The Iranian Paradox: When Fear Becomes Weaker Than Hope
The Islamic Republic’s four-decade grip on power faces its most fundamental challenge yet: a population that has collectively decided the cost of silence outweighs the price of speaking out.
The Unraveling of a Social Contract
For 44 years, the Iranian government has maintained control through what political scientists call “authoritarian equilibrium” – a delicate balance where citizens comply not out of support, but from a calculated assessment that resistance is futile. This implicit bargain has allowed the Islamic Republic to weather previous storms: the Green Movement of 2009, the 2017-2018 protests, and the 2019 gasoline price demonstrations. Each time, the state’s monopoly on violence and its willingness to use it restored the status quo.
But something fundamental has shifted. The death of Mahsa Amini in September 2022 ignited protests that have evolved beyond specific grievances into a wholesale rejection of the system itself. Unlike previous uprisings that demanded reform, today’s movement calls for regime change with the slogan “Woman, Life, Freedom” – a direct challenge to the theocratic foundation of the state.
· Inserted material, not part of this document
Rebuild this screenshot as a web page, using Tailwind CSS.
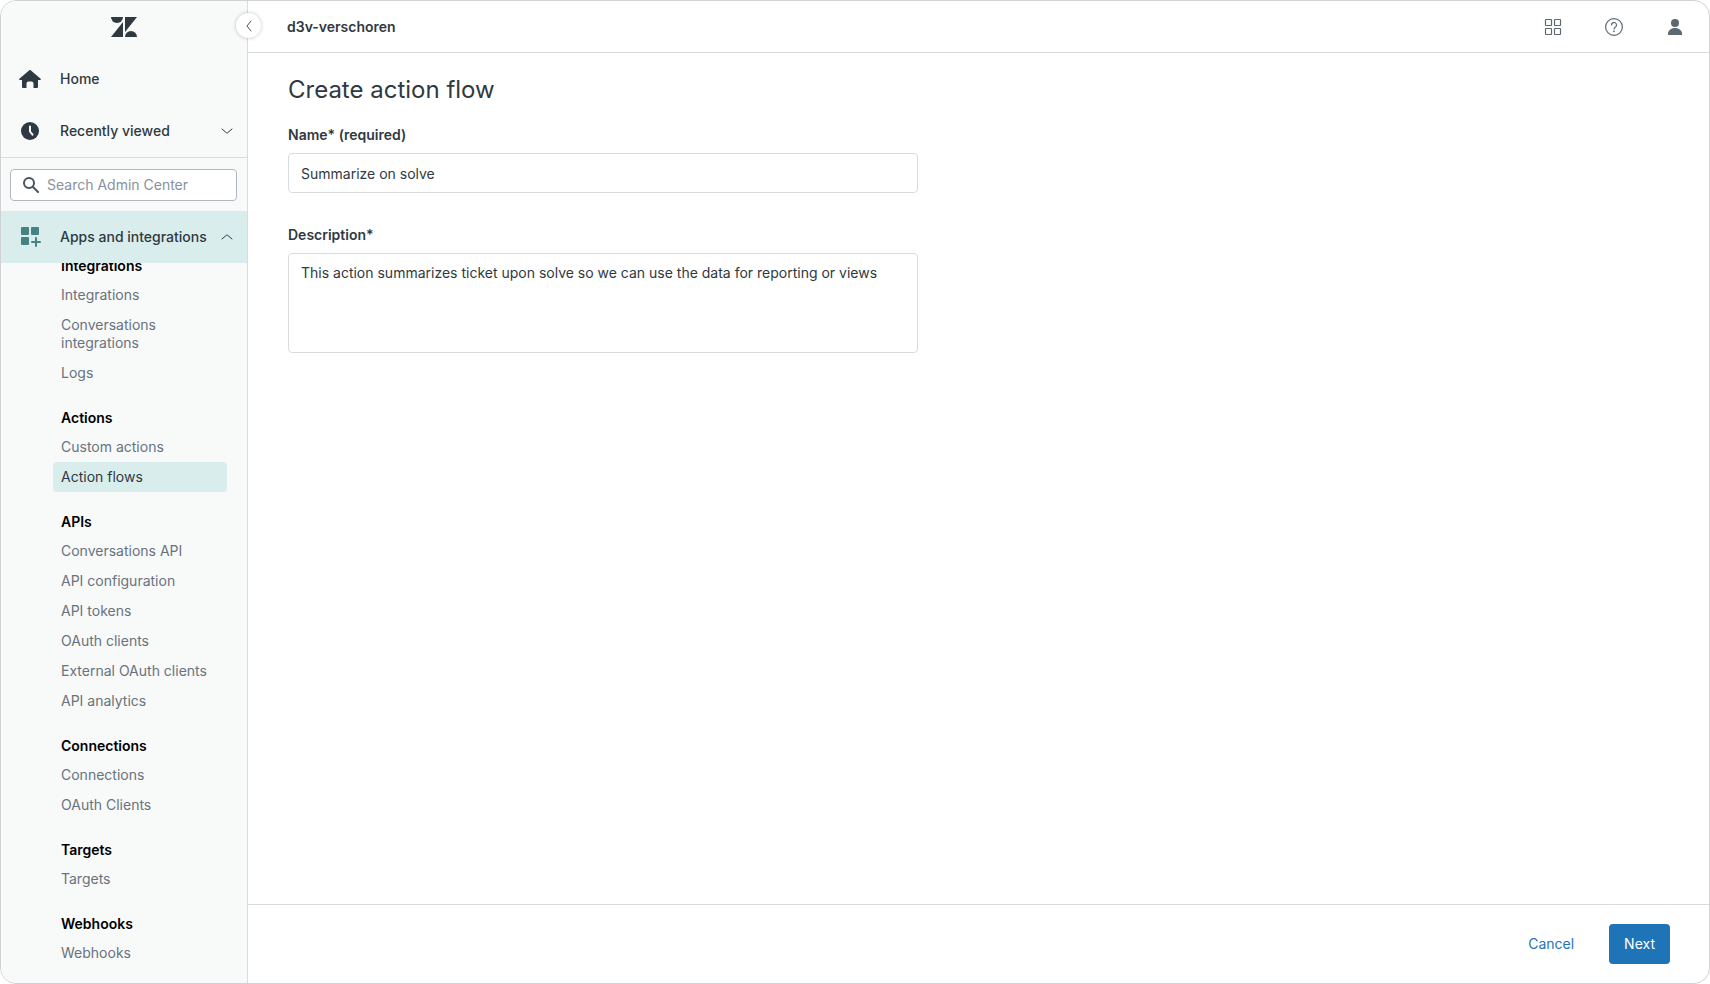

The Demographics of Dissent
The numbers tell a compelling story. Over 60% of Iran’s 86 million citizens are under 30, with no living memory of the 1979 revolution that brought the current system to power. This generation, educated and connected to the global community through social media, sees their government not as revolutionary guardians but as obstacles to normal life. Youth unemployment hovers around 25%, inflation has exceeded 40%, and the currency has lost 90% of its value since 2018.
What makes this wave different is its breadth. Previous protests drew from specific demographics – students in 1999, the middle class in 2009, the working poor in 2019. Today’s movement spans age groups, social classes, and ethnic minorities. School children remove portraits of Supreme Leader Khamenei, shopkeepers strike in Kurdistan and Baluchistan, and oil workers – the backbone of Iran’s economy – threaten walkouts.
The Calculus of Control
Catherine Perez-Shakdam’s observation about fear and inertia touches on a critical dynamic in authoritarian stability. Regimes like Iran’s survive not because most citizens actively support them, but because coordinated resistance seems impossible. This requires what Vaclav Havel called “living within the lie” – a society-wide performance where everyone pretends to believe in the system’s legitimacy.
Once that performance stops, the mathematics of control become unsustainable. Iran’s security forces number perhaps 500,000 across all branches. Even if entirely loyal – a questionable assumption given reports of defections – they cannot indefinitely suppress millions who have decided that the risk of protest is preferable to the certainty of continued oppression.
Regional Ripple Effects
The implications extend far beyond Iran’s borders. The Islamic Republic has positioned itself as the vanguard of “resistance” against Western influence in the Middle East, supporting proxies from Hezbollah in Lebanon to the Houthis in Yemen. A fundamental change in Tehran would reshape regional dynamics, potentially affecting conflicts in Syria, Iraq, and Gaza.
Moreover, Iran’s nuclear program – a source of international tension for two decades – exists primarily as a regime survival strategy. A different government might view nuclear weapons as an expensive liability rather than essential deterrent, opening possibilities for regional détente that seem impossible today.
The Technology Factor
This uprising is also a test case for digital-age authoritarianism. The government’s internet shutdowns, once effective at disrupting coordination, now serve mainly to anger tech-savvy youth who circumvent restrictions with VPNs and satellite internet. The regime finds itself in a bind: maintaining internet access enables protest coordination, but cutting it damages an already fragile economy and further alienates the population.
The global Iranian diaspora, estimated at 4-5 million people, amplifies protesters’ voices through social media campaigns and satellite broadcasts. Unlike in previous eras, the regime cannot control the narrative or hide the extent of dissent from its own people.
History suggests that authoritarian regimes appear stable until the moment they don’t – East Germany in 1989, Tunisia in 2011, and perhaps Iran in 2024? The question isn’t whether the Islamic Republic can reform itself to meet protesters’ demands, but whether a system built on religious authority can survive in a society that increasingly rejects its fundamental premises.